• WORK TO BE COMPLETED: Pick out the lines in the listing below that contain the word "styles" and copy them.

• INFORMATION SHOWN:
================================

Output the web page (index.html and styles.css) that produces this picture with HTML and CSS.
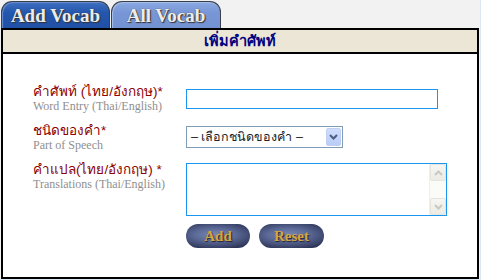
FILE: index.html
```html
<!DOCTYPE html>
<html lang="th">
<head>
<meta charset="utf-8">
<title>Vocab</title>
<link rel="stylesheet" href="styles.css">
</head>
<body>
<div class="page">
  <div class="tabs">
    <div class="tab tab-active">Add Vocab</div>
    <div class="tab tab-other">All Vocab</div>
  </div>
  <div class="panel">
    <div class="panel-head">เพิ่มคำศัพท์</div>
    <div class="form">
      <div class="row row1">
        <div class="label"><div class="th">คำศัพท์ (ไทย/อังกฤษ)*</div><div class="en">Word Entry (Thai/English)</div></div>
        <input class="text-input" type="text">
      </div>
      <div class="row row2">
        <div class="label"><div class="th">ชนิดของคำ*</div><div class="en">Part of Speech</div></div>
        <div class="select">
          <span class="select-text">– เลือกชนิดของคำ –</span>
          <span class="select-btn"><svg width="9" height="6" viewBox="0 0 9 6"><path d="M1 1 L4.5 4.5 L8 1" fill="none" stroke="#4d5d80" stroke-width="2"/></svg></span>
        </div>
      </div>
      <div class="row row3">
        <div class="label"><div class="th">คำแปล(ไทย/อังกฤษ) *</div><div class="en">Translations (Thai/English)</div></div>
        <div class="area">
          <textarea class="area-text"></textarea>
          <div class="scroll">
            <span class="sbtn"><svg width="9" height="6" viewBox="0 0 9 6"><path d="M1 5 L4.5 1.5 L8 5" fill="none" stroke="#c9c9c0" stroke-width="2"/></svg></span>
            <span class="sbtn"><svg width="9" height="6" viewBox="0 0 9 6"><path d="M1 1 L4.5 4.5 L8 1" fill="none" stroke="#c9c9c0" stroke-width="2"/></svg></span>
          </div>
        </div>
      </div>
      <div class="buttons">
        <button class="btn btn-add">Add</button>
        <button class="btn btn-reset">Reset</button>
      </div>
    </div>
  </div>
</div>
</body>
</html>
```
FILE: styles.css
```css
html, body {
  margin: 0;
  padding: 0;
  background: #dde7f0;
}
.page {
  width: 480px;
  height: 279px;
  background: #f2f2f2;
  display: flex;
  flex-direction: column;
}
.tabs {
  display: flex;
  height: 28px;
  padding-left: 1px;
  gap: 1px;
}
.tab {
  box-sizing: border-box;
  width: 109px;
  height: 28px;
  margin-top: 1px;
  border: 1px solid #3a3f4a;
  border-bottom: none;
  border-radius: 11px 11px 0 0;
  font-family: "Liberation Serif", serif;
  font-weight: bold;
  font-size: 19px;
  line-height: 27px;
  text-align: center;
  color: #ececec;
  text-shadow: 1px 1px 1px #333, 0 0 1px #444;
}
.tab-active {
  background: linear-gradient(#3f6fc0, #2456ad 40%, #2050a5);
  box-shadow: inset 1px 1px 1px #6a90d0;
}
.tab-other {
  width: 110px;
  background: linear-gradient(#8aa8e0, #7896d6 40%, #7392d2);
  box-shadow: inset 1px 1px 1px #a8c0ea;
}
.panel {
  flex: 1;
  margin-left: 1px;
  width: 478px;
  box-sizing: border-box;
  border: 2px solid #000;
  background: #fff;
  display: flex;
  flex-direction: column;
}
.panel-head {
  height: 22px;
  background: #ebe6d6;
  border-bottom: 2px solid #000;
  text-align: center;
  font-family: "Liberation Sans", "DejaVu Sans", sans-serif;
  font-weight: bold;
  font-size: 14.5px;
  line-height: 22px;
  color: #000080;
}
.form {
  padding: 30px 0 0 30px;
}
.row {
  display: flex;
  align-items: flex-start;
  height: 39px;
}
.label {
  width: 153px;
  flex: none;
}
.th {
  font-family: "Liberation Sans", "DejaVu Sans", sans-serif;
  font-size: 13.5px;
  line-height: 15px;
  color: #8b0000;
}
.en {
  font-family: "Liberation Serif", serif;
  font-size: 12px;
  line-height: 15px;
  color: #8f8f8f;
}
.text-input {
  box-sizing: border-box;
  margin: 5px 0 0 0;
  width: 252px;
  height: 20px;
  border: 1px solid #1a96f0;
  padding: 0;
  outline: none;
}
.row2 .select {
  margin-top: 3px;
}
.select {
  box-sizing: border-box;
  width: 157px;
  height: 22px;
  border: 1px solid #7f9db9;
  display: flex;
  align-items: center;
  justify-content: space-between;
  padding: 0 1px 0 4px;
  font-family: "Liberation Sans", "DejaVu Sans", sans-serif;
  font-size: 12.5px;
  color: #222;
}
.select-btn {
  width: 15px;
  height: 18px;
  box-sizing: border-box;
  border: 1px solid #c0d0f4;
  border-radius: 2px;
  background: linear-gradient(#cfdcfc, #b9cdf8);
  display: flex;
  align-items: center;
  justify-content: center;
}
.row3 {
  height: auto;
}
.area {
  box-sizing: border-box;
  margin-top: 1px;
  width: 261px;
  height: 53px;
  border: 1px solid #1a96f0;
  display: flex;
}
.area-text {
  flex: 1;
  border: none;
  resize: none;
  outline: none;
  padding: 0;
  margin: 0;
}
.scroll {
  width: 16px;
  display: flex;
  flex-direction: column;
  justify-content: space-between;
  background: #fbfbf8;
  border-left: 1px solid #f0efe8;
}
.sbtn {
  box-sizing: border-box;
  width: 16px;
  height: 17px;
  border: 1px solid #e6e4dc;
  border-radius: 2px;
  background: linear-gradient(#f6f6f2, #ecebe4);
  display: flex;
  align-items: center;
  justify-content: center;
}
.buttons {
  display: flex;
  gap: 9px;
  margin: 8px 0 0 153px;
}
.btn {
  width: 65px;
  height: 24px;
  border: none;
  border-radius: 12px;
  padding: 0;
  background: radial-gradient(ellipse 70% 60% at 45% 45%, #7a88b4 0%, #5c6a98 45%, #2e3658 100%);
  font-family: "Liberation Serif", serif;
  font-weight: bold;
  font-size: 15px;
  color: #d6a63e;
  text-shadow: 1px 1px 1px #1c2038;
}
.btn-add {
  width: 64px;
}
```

================================

• ANSWER TO THIS EXERCISE:
Output the web page (index.html and styles.css) that produces this picture with HTML and CSS.
<link rel="stylesheet" href="styles.css">
FILE: styles.css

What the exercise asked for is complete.